EXERCISE REQUIREMENTS:
Extract each line where the string "that" shows up.

DATA ROWS:
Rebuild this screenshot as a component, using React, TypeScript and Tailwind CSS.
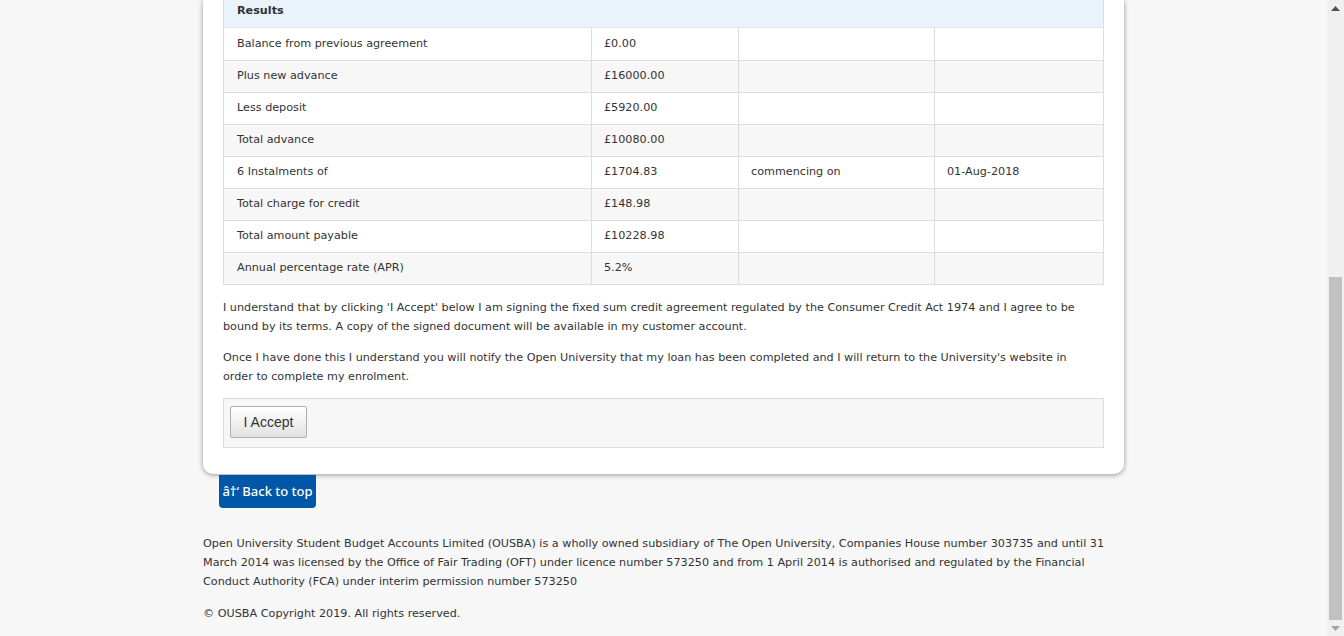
import React from "react";

const rows: [string, string, string, string][] = [
  ["Balance from previous agreement", "£0.00", "", ""],
  ["Plus new advance", "£16000.00", "", ""],
  ["Less deposit", "£5920.00", "", ""],
  ["Total advance", "£10080.00", "", ""],
  ["6 Instalments of", "£1704.83", "commencing on", "01-Aug-2018"],
  ["Total charge for credit", "£148.98", "", ""],
  ["Total amount payable", "£10228.98", "", ""],
  ["Annual percentage rate (APR)", "5.2%", "", ""],
];

export default function App() {
  return (
    <div
      className="flex h-[636px] w-full overflow-hidden bg-[#f7f7f7] text-[#333] text-[11.2px]"
      style={{ fontFamily: '"DejaVu Sans", Verdana, sans-serif' }}
    >
      <div className="flex flex-1 flex-col items-center">
        <div className="flex w-[921px] flex-col">
          {/* Card */}
          <div className="rounded-b-[10px] bg-white px-[20px] pb-[26px] shadow-[0_1px_5px_rgba(0,0,0,0.4)]">
            <div className="-mt-[4px] border border-t-0 border-[#ddd]">
              <div className="flex h-[32px] items-center border-b border-[#dde6ee] bg-[#eaf2fa] pl-[13px] font-bold">
                Results
              </div>
              {rows.map((r, i) => (
                <div
                  key={i}
                  className={`grid h-[32px] grid-cols-[367px_147px_196px_1fr] ${
                    i > 0 ? "border-t border-[#ddd]" : ""
                  } ${i % 2 === 1 ? "bg-[#f7f7f7]" : "bg-white"}`}
                >
                  <div className="flex items-center pl-[13px]">{r[0]}</div>
                  <div className="flex items-center border-l border-[#ddd] pl-[12px]">{r[1]}</div>
                  <div className="flex items-center border-l border-[#ddd] pl-[12px]">{r[2]}</div>
                  <div className="flex items-center border-l border-[#ddd] pl-[12px]">{r[3]}</div>
                </div>
              ))}
            </div>
            <p className="mt-[13px] leading-[19px]">
              I understand that by clicking 'I Accept' below I am signing the fixed sum credit
              agreement regulated by the Consumer Credit Act 1974 and I agree to be bound by its
              terms. A copy of the signed document will be available in my customer account.
            </p>
            <p className="mt-[12px] leading-[19px]">
              Once I have done this I understand you will notify the Open University that my loan
              has been completed and I will return to the University's website in
              <br />
              order to complete my enrolment.
            </p>
            <div className="mt-[12px] border border-[#ddd] bg-[#f7f7f7] px-[6px] pb-[9px] pt-[7px]">
              <button
                className="h-[32px] w-[77px] rounded-[2px] border border-[#adadad] bg-gradient-to-b from-white to-[#e2e2e2] text-[14px] text-[#333]"
                style={{ fontFamily: '"Liberation Sans", Arial, sans-serif' }}
              >
                I Accept
              </button>
            </div>
          </div>

          {/* Back to top */}
          <div className="pl-[16px] pt-[1px]">
            <div
              className="inline-flex h-[33px] w-[97px] items-center justify-center rounded-b-[4px] bg-[#0057a7] text-[13px] font-medium text-white"
              style={{ fontFamily: '"Noto Sans", "Open Sans", sans-serif' }}
            >
              â†‘ Back to top
            </div>
          </div>

          {/* Footer */}
          <div className="pt-[26px]">
            <p className="leading-[19px]">
              Open University Student Budget Accounts Limited (OUSBA) is a wholly owned subsidiary
              of The Open University, Companies House number 303735 and until 31 March 2014 was
              licensed by the Office of Fair Trading (OFT) under licence number 573250 and from 1
              April 2014 is authorised and regulated by the Financial Conduct Authority (FCA) under
              interim permission number 573250
            </p>
            <p className="mt-[13px] leading-[19px]">© OUSBA Copyright 2019. All rights reserved.</p>
          </div>
        </div>
      </div>

      {/* Scrollbar */}
      <div className="flex w-[17px] flex-col bg-[#f0f0f0]">
        <div className="flex h-[17px] items-center justify-center">
          <svg width="9" height="5" viewBox="0 0 9 5">
            <path d="M0 5 L4.5 0 L9 5 Z" fill="#505050" />
          </svg>
        </div>
        <div className="h-[260px]" />
        <div className="mx-[2px] h-[343px] bg-[#c1c1c1]" />
        <div className="flex flex-1 items-center justify-center">
          <svg width="9" height="5" viewBox="0 0 9 5">
            <path d="M0 0 L9 0 L4.5 5 Z" fill="#a3a3a3" />
          </svg>
        </div>
      </div>
    </div>
  );
}
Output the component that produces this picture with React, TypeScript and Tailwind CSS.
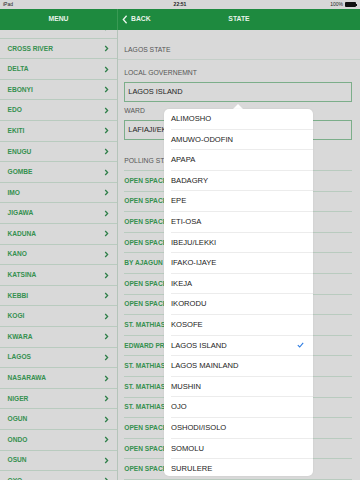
import React from 'react';

const states = [
  'BORNO', 'CROSS RIVER', 'DELTA', 'EBONYI', 'EDO', 'EKITI', 'ENUGU', 'GOMBE', 'IMO',
  'JIGAWA', 'KADUNA', 'KANO', 'KATSINA', 'KEBBI', 'KOGI', 'KWARA', 'LAGOS',
  'NASARAWA', 'NIGER', 'OGUN', 'ONDO', 'OSUN', 'OYO',
];

const lgas = [
  'ALIMOSHO', 'AMUWO-ODOFIN', 'APAPA', 'BADAGRY', 'EPE', 'ETI-OSA', 'IBEJU/LEKKI',
  'IFAKO-IJAYE', 'IKEJA', 'IKORODU', 'KOSOFE', 'LAGOS ISLAND', 'LAGOS MAINLAND',
  'MUSHIN', 'OJO', 'OSHODI/ISOLO', 'SOMOLU', 'SURULERE',
];

const units = [
  'OPEN SPACE AT OKE ARIN', 'OPEN SPACE AT IDUMAGBO', 'OPEN SPACE AT OJU OLOKUN', 'OPEN SPACE AT ITA FAJI',
  'BY AJAGUN STREET', 'OPEN SPACE AT OKEPOPO', 'OPEN SPACE AT ENU OWA', 'ST. MATHIAS SCHOOL I',
  'EDWARD PRIMARY SCHOOL', 'ST. MATHIAS SCHOOL II', 'ST. MATHIAS SCHOOL III', 'ST. MATHIAS SCHOOL IV',
  'OPEN SPACE AT OLUSHI', 'OPEN SPACE AT AROMIRE', 'OPEN SPACE AT IGA IDUNGANRAN',
];

function Chevron() {
  return (
    <svg width="5" height="7" viewBox="0 0 5 7" className="shrink-0">
      <path d="M1.2 1 L3.6 3.5 L1.2 6" fill="none" stroke="#2f7f49" strokeWidth="1.3" />
    </svg>
  );
}

export default function App() {
  return (
    <div className="w-[360px] h-[480px] overflow-hidden relative flex flex-col bg-[#d9d9d9] font-['Liberation_Sans',Arial,sans-serif]">
      {/* status bar */}
      <div className="h-[9px] shrink-0 flex items-center justify-between px-[3px] text-[5px] leading-[5px] text-[#222] bg-[#d7d7d7] relative">
        <span>iPad</span>
        <span className="absolute left-1/2 -translate-x-1/2 font-bold">22:51</span>
        <div className="flex items-center gap-[2px]">
          <span>100%</span>
          <div className="flex items-center">
            <div className="w-[11px] h-[4.5px] bg-[#111] rounded-[1px]" />
            <div className="w-[1px] h-[2px] bg-[#111]" />
          </div>
        </div>
      </div>

      {/* header */}
      <div className="h-[21px] shrink-0 flex bg-[#1e8a3f] text-[#e8f4ea] font-bold text-[6.8px]">
        <div className="w-[118px] border-r border-[#3a9a55] flex items-center justify-center">MENU</div>
        <div className="flex-1 flex items-center relative">
          <div className="flex items-center pl-[4px] gap-[3px]">
            <svg width="6" height="9" viewBox="0 0 6 9">
              <path d="M4.6 0.8 L1.3 4.5 L4.6 8.2" fill="none" stroke="#eef7f0" strokeWidth="1.3" />
            </svg>
            <span>BACK</span>
          </div>
          <span className="absolute left-1/2 -translate-x-1/2">STATE</span>
        </div>
      </div>

      {/* body */}
      <div className="flex-1 flex min-h-0">
        {/* states list */}
        <div className="w-[118px] shrink-0 border-r border-[#b5c4ba] overflow-hidden">
          <div className="-mt-[11.9px]">
            {states.map((s) => (
              <div
                key={s}
                className="h-[20.6px] border-b border-[#b9cbbf] flex items-center justify-between pl-[7.5px] pr-[8px] text-[6.6px] font-bold text-[#35904f]"
              >
                <span>{s}</span>
                <Chevron />
              </div>
            ))}
          </div>
        </div>

        {/* state detail */}
        <div className="flex-1 flex flex-col overflow-hidden">
          <div className="h-[30px] shrink-0 border-b border-[#c4cfc8] flex items-end pl-[6.3px] pb-[4px] text-[6.8px] leading-[10px] text-[#555]">
            LAGOS STATE
          </div>
          <div className="pl-[6.3px] pr-[8px] flex flex-col">
            <div className="mt-[8px] text-[6.8px] leading-[10px] text-[#555]">LOCAL GOVERNEMNT</div>
            <div className="mt-[4px] h-[20px] border border-[#7cae8a] flex items-center pl-[3px] text-[7.4px] text-[#222]">
              LAGOS ISLAND
            </div>
            <div className="mt-[4px] text-[6.8px] leading-[10px] text-[#555]">WARD</div>
            <div className="mt-[4px] h-[20px] border border-[#7cae8a] flex items-center pl-[3px] text-[7.4px] text-[#222]">
              LAFIAJI/EKO
            </div>
            <div className="mt-[15.7px] text-[6.8px] leading-[10px] text-[#555]">POLLING STATIONS</div>
            <div className="mt-[4.3px] border-t border-[#b9cbbf]">
              {units.map((u, i) => (
                <div
                  key={i}
                  className="h-[20.6px] border-b border-[#b9cbbf] flex items-center text-[6.6px] font-bold text-[#35904f] whitespace-nowrap"
                >
                  {u}
                </div>
              ))}
            </div>
          </div>
        </div>
      </div>

      {/* popover */}
      <div className="absolute left-[232px] top-[103.5px] w-0 h-0 border-l-[6px] border-r-[6px] border-b-[6px] border-l-transparent border-r-transparent border-b-white" />
      <div className="absolute left-[164px] top-[109px] w-[149px] h-[367px] bg-white rounded-[5px] overflow-hidden shadow-[0_0_2px_rgba(0,0,0,0.08)]">
        {lgas.map((l) => (
          <div key={l} className="h-[20.6px] pl-[7px] flex">
            <div className="flex-1 border-b border-[#ececec] flex items-center justify-between pr-[9px] text-[7.6px] text-[#222]">
              <span>{l}</span>
              {l === 'LAGOS ISLAND' && (
                <svg width="7" height="6" viewBox="0 0 7 6">
                  <path d="M0.8 3.2 L2.7 5 L6.2 0.8" fill="none" stroke="#2a7ae2" strokeWidth="1.1" />
                </svg>
              )}
            </div>
          </div>
        ))}
      </div>
    </div>
  );
}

RESULT FOR THIS EXERCISE:
              I understand that by clicking 'I Accept' below I am signing the fixed sum credit
              Once I have done this I understand you will notify the Open University that my loan
Output the component that produces this picture with React, TypeScript and Tailwind CSS.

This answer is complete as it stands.